### [What the exercise asks]
Set down, exactly as written, the lines from the top of the data to the line that holds "<trade-page></trade-page>", and omit the pictures.

## BEGIN Material provided

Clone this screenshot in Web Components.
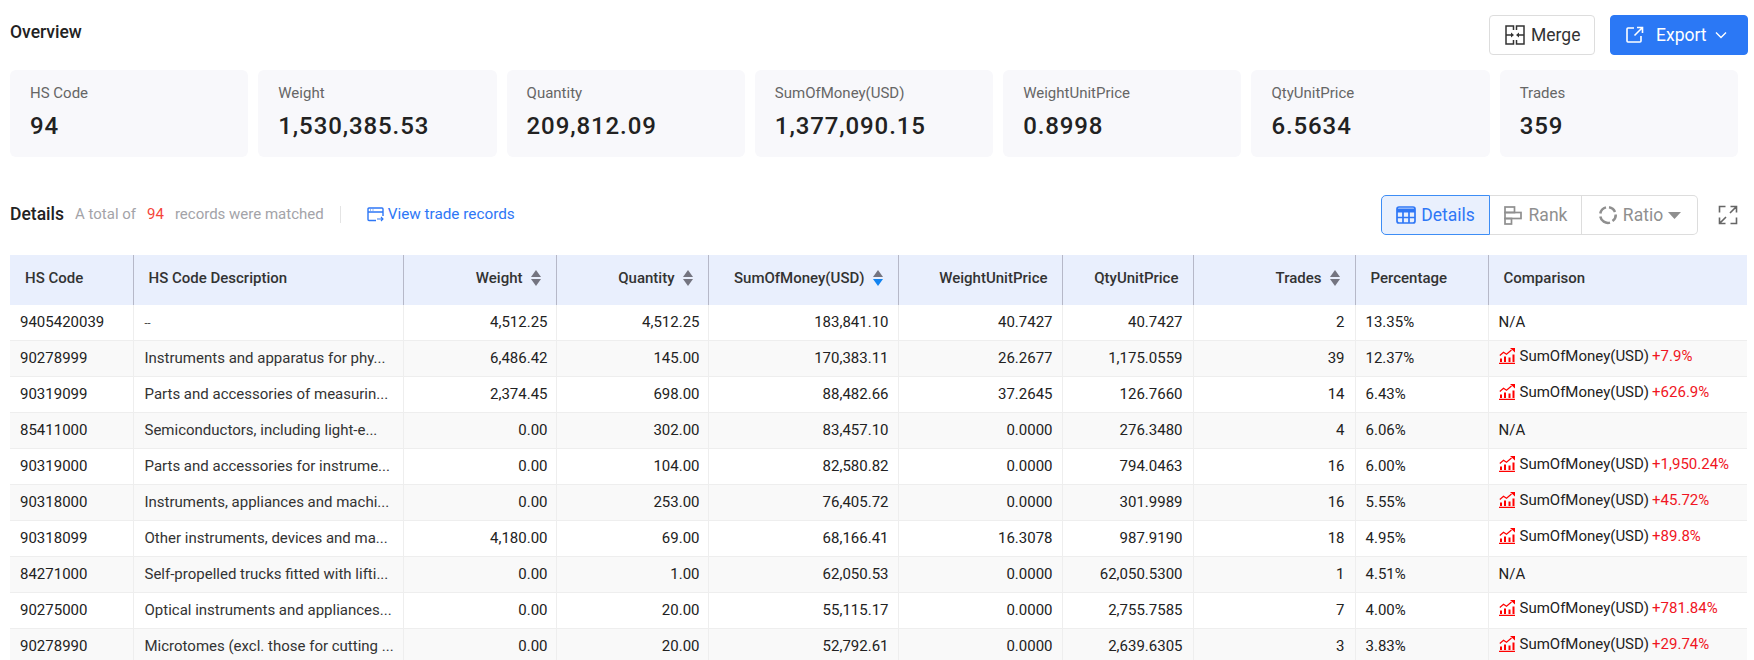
<!DOCTYPE html>
<html>
<head>
<meta charset="utf-8">
<title>Overview</title>
<style>
  html, body { margin: 0; height: 660px; overflow: hidden; background: #fff; }
  body { font-family: Roboto, "Liberation Sans", sans-serif; color: #222; }
</style>
</head>
<body>
<trade-page></trade-page>

<script>
const ICONS = {
  merge: `<svg width="20" height="20" viewBox="0 0 20 20" fill="none" stroke="#333" stroke-width="1.500"><path d="M8.500 5V1H1v18h7.500v-4M1 10h6M11.500 5V1H19v18h-7.500v-4M19 10h-6"/><path d="M6 7.500l3 2.500-3 2.500zM14 7.500l-3 2.500 3 2.500z" fill="#333" stroke="none"/></svg>`,
  exportIcon: `<svg width="18" height="18" viewBox="0 0 18 18" fill="none" stroke="#fff" stroke-width="1.600"><path d="M8 2H2a1 1 0 0 0-1 1v12a1 1 0 0 0 1 1h12a1 1 0 0 0 1-1v-5"/><path d="M11 1.500h5.500V7M16.500 1.500L8.500 9.500"/></svg>`,
  chevron: `<svg width="12" height="8" viewBox="0 0 12 8" fill="none" stroke="#fff" stroke-width="1.400"><path d="M1 1.500l5 5 5-5"/></svg>`,
  records: `<svg width="17" height="15" viewBox="0 0 17 15" fill="none" stroke="#2e77f6" stroke-width="1.400"><path d="M9 13.500H2a1 1 0 0 1-1-1V2a1 1 0 0 1 1-1h13a1 1 0 0 1 1 1v7M1 5h15"/><path d="M3 3h1M5.500 3h1" stroke-width="1.200"/><path d="M10 12h6M14 10l2 2-2 2" stroke-width="1.100"/></svg>`,
  table: `<svg width="20" height="18" viewBox="0 0 20 18" fill="none" stroke="#2e77f6" stroke-width="1.700"><rect x="1" y="1" width="18" height="16" rx="2"/><path d="M1 4.500h18" stroke-width="4"/><path d="M1 11.500h18M7 6v11M13 6v11"/></svg>`,
  rank: `<svg width="18" height="19" viewBox="0 0 18 19" fill="none" stroke="#8f8f8f" stroke-width="1.700"><rect x="1" y="1" width="9.500" height="5.500"/><rect x="1" y="6.500" width="16" height="6"/><rect x="1" y="12.500" width="6.500" height="5.500"/></svg>`,
  ratio: `<svg width="20" height="20" viewBox="0 0 20 20" fill="none" stroke="#8f8f8f" stroke-width="2.500"><path d="M11 2.300a7.800 7.800 0 0 1 6 4.700M17.800 9.500a7.800 7.800 0 0 1-3.300 6.500M12 17.600A7.800 7.800 0 0 1 2.300 11.500M2.300 8.500A7.800 7.800 0 0 1 8 2.400"/></svg>`,
  caret: `<svg width="13" height="7" viewBox="0 0 13 7"><path d="M0 0h13L6.500 7z" fill="#8f8f8f"/></svg>`,
  expand: `<svg width="20" height="20" viewBox="0 0 20 20" fill="none" stroke="#666" stroke-width="1.600"><path d="M7.500 1.500H1.500V7.500M12.500 1.500h6v6M18.500 1.500L12 8M1.500 12.500v6h6M18.500 12.500v6h-6M1.500 18.500L8 12"/></svg>`,
  trend: `<svg width="16" height="16" viewBox="0 0 16 16" fill="#f00"><path d="M0 14.700h16V16H0zM1 10.500h2v3.500H1zM5 8.500h2v5.500H5zM9.500 9.500h2v4.500h-2zM13.500 6.500h2V14h-2z"/><path d="M.8 7.500L4.500 4.300l3 2L12.500 2" fill="none" stroke="#f00" stroke-width="1.200"/><path d="M11 0h5v4.500z"/></svg>`
};

class ActionButton extends HTMLElement {
  constructor() {
    super();
    this.attachShadow({ mode: "open" });
    this.shadowRoot.innerHTML = `
      <style>
        :host { display: inline-flex; align-items: center; box-sizing: border-box; padding-left: 15px;
          height: 40px; border: 1px solid #ddd; border-radius: 4px; color: #333; font-size: 17.500px; background: #fff; }
        :host([primary]) { background: #2b78f5; border-color: #2b78f5; color: #fff; }
      </style>
      <slot></slot>`;
  }
}
customElements.define("action-button", ActionButton);

class StatCard extends HTMLElement {
  constructor() {
    super();
    this.attachShadow({ mode: "open" });
    this.shadowRoot.innerHTML = `
      <style>
        :host { display: block; box-sizing: border-box; height: 87px; padding: 14px 20px; background: #f8f8fb; border-radius: 6px; }
        .label { font-size: 15px; line-height: 18px; color: #666; }
        .value { margin-top: 9px; font-size: 24px; line-height: 30px; font-weight: 500; color: #222; letter-spacing: .9px; }
      </style>
      <div class="label"><slot name="label"></slot></div>
      <div class="value"><slot name="value"></slot></div>`;
  }
}
customElements.define("stat-card", StatCard);

class SegTab extends HTMLElement {
  constructor() {
    super();
    this.attachShadow({ mode: "open" });
    this.shadowRoot.innerHTML = `
      <style>
        :host { display: flex; align-items: center; justify-content: center; gap: 5px; box-sizing: border-box;
          height: 40px; font-size: 17.500px; color: #8f8f8f; border: 1px solid #ddd; border-left: 0; }
        :host(:first-child) { border-left: 1px solid #ddd; border-radius: 5px 0 0 5px; }
        :host(:last-child) { border-radius: 0 5px 5px 0; }
        :host([active]) { background: #e9f0fd; color: #2e77f6; border: 1px solid #3d8df5; }
      </style>
      <slot></slot>`;
  }
}
customElements.define("seg-tab", SegTab);

class SortCaret extends HTMLElement {
  constructor() {
    super();
    this.attachShadow({ mode: "open" });
    this.shadowRoot.innerHTML = `
      <style>
        :host { display: inline-flex; flex-direction: column; gap: 2px; margin-left: 8px; flex: none; }
        i { display: block; width: 0; height: 0; border-left: 5px solid transparent; border-right: 5px solid transparent; }
        .up { border-bottom: 7px solid #747480; }
        .down { border-top: 7px solid #747480; }
        :host([desc]) .down { border-top-color: #1283f0; }
      </style>
      <i class="up"></i><i class="down"></i>`;
  }
}
customElements.define("sort-caret", SortCaret);

const COLUMNS = [
  { title: "HS Code", width: 123, cell: "l" },
  { title: "HS Code Description", width: 270, cell: "l" },
  { title: "Weight", width: 153, cell: "r", sort: true },
  { title: "Quantity", width: 152, cell: "r", sort: true },
  { title: "SumOfMoney(USD)", width: 190, cell: "r", sort: "desc" },
  { title: "WeightUnitPrice", width: 164, cell: "r" },
  { title: "QtyUnitPrice", width: 131, cell: "r" },
  { title: "Trades", width: 162, cell: "r", sort: true },
  { title: "Percentage", width: 133, cell: "l" },
  { title: "Comparison", width: 259, cell: "l" }
];

const ROWS = [
  ["9405420039", `<span class="dash">--</span>`, "4,512.25", "4,512.25", "183,841.10", "40.7427", "40.7427", "2", "13.35%", null],
  ["90278999", "Instruments and apparatus for phy...", "6,486.42", "145.00", "170,383.11", "26.2677", "1,175.0559", "39", "12.37%", "+7.9%"],
  ["90319099", "Parts and accessories of measurin...", "2,374.45", "698.00", "88,482.66", "37.2645", "126.7660", "14", "6.43%", "+626.9%"],
  ["85411000", "Semiconductors, including light-e...", "0.00", "302.00", "83,457.10", "0.0000", "276.3480", "4", "6.06%", null],
  ["90319000", "Parts and accessories for instrume...", "0.00", "104.00", "82,580.82", "0.0000", "794.0463", "16", "6.00%", "+1,950.24%"],
  ["90318000", "Instruments, appliances and machi...", "0.00", "253.00", "76,405.72", "0.0000", "301.9989", "16", "5.55%", "+45.72%"],
  ["90318099", "Other instruments, devices and ma...", "4,180.00", "69.00", "68,166.41", "16.3078", "987.9190", "18", "4.95%", "+89.8%"],
  ["84271000", "Self-propelled trucks fitted with lifti...", "0.00", "1.00", "62,050.53", "0.0000", "62,050.5300", "1", "4.51%", null],
  ["90275000", "Optical instruments and appliances...", "0.00", "20.00", "55,115.17", "0.0000", "2,755.7585", "7", "4.00%", "+781.84%"],
  ["90278990", "Microtomes (excl. those for cutting ...", "0.00", "20.00", "52,792.61", "0.0000", "2,639.6305", "3", "3.83%", "+29.74%"]
];

class TradeTable extends HTMLElement {
  constructor() {
    super();
    this.attachShadow({ mode: "open" });
  }

  connectedCallback() {
    const head = COLUMNS.map((c) => {
      const caret = c.sort ? `<sort-caret ${c.sort === "desc" ? "desc" : ""}></sort-caret>` : "";
      return `<th class="${c.cell}"><span class="h">${c.title}${caret}</span></th>`;
    }).join("");
    const body = ROWS.map((r) => {
      const cells = r.map((v, i) => {
        if (i === 9) {
          const inner = v
            ? `<span class="cmp">${ICONS.trend}<span>SumOfMoney(USD)</span><b>${v}</b></span>`
            : "N/A";
          return `<td class="l">${inner}</td>`;
        }
        return `<td class="${COLUMNS[i].cell}">${v}</td>`;
      }).join("");
      return `<tr>${cells}</tr>`;
    }).join("");
    this.shadowRoot.innerHTML = `
      <style>
        :host { display: block; font-size: 15px; }
        table { border-collapse: collapse; table-layout: fixed; width: 1737px; }
        th { height: 50px; padding: 0 15px 5px 15px; background: #e9effd; font-size: 15px; font-weight: 500; color: #333;
          border-left: 1px solid #b6b8c8; white-space: nowrap; box-sizing: border-box; }
        th:first-child, td:first-child { border-left: 0; }
        th:nth-child(6), th:nth-child(7) { padding-right: 14px; }
        .h { display: inline-flex; align-items: center; }
        td { height: 36px; padding: 0 10px 1px; box-sizing: border-box; color: #222; border-left: 1px solid #eee;
          border-bottom: 1px solid #eee; white-space: nowrap; }
        tr:first-child td { height: 35px; }
        td:nth-child(2) { padding-left: 11px; color: #333; }
        td:nth-child(3), td:nth-child(4) { padding-right: 8px; }
        td:nth-child(5), td:nth-child(6) { padding-right: 9px; }
        .dash { font-size: 11px; }
        tbody tr:nth-child(even) td { background: #f9f9f9; }
        .l { text-align: left; }
        .r { text-align: right; }
        .cmp { display: inline-flex; align-items: center; gap: 2px; }
        .cmp svg { margin-right: 3px; }
        .cmp b { font-weight: 400; color: #f01523; margin-left: 1px; }
      </style>
      <table>
        <colgroup>${COLUMNS.map((c) => `<col style="width:${c.width}px">`).join("")}</colgroup>
        <thead><tr>${head}</tr></thead>
        <tbody>${body}</tbody>
      </table>`;
  }
}
customElements.define("trade-table", TradeTable);

class TradePage extends HTMLElement {
  constructor() {
    super();
    this.attachShadow({ mode: "open" });
  }

  connectedCallback() {
    const stats = [
      ["HS Code", "94"], ["Weight", "1,530,385.53"], ["Quantity", "209,812.09"], ["SumOfMoney(USD)", "1,377,090.15"],
      ["WeightUnitPrice", "0.8998"], ["QtyUnitPrice", "6.5634"], ["Trades", "359"]
    ];
    this.shadowRoot.innerHTML = `
      <style>
        :host { display: block; padding: 15px 6px 0 10px; }
        .top { display: flex; justify-content: space-between; height: 40px; }
        .title { font-size: 17.500px; font-weight: 500; line-height: 34px; color: #222; }
        .actions { display: flex; gap: 15px; }
        .merge { width: 106px; gap: 6px; }
        .export { width: 138px; }
        .export svg:first-child { margin: 0 12px 0 0; }
        .export svg:last-child { margin-left: 8px; }
        .stats { display: grid; grid-template-columns: repeat(7, 1fr); gap: 10px; margin: 15px 10px 38px 0; }
        .bar { display: flex; align-items: center; height: 40px; margin-bottom: 20px; }
        .info { display: flex; align-items: center; padding-bottom: 2px; }
        .count { margin-left: 11px; font-size: 15px; color: #a3a3a8; }
        .count em { font-style: normal; color: #f5453a; margin: 0 11px; }
        .sep { width: 1px; height: 17px; background: #e4e4e4; margin: 0 26px 0 16px; }
        .link { display: flex; align-items: center; gap: 4px; font-size: 15.300px; color: #2e77f6; }
        .seg { margin-left: auto; display: flex; }
        .expand { display: flex; margin: 0 10px 0 20px; }
      </style>
      <div class="top">
        <div class="title">Overview</div>
        <div class="actions">
          <action-button class="merge">${ICONS.merge}<span>Merge</span></action-button>
          <action-button class="export" primary>${ICONS.exportIcon}<span>Export</span>${ICONS.chevron}</action-button>
        </div>
      </div>
      <div class="stats">
        ${stats.map(([l, v]) => `<stat-card><span slot="label">${l}</span><span slot="value">${v}</span></stat-card>`).join("")}
      </div>
      <div class="bar">
        <div class="info">
          <div class="title">Details</div>
          <div class="count">A total of<em>94</em>records were matched</div>
          <div class="sep"></div>
          <div class="link">${ICONS.records}<span>View trade records</span></div>
        </div>
        <div class="seg">
          <seg-tab active style="width:109px">${ICONS.table}<span>Details</span></seg-tab>
          <seg-tab style="width:92px; gap:7px">${ICONS.rank}<span>Rank</span></seg-tab>
          <seg-tab style="width:116px">${ICONS.ratio}<span>Ratio</span>${ICONS.caret}</seg-tab>
        </div>
        <div class="expand">${ICONS.expand}</div>
      </div>
      <trade-table></trade-table>`;
  }
}
customElements.define("trade-page", TradePage);
</script>
</body>
</html>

## END Material provided

### [Result for this exercise]
Clone this screenshot in Web Components.
<!DOCTYPE html>
<html>
<head>
<meta charset="utf-8">
<title>Overview</title>
<style>
  html, body { margin: 0; height: 660px; overflow: hidden; background: #fff; }
  body { font-family: Roboto, "Liberation Sans", sans-serif; color: #222; }
</style>
</head>
<body>
<trade-page></trade-page>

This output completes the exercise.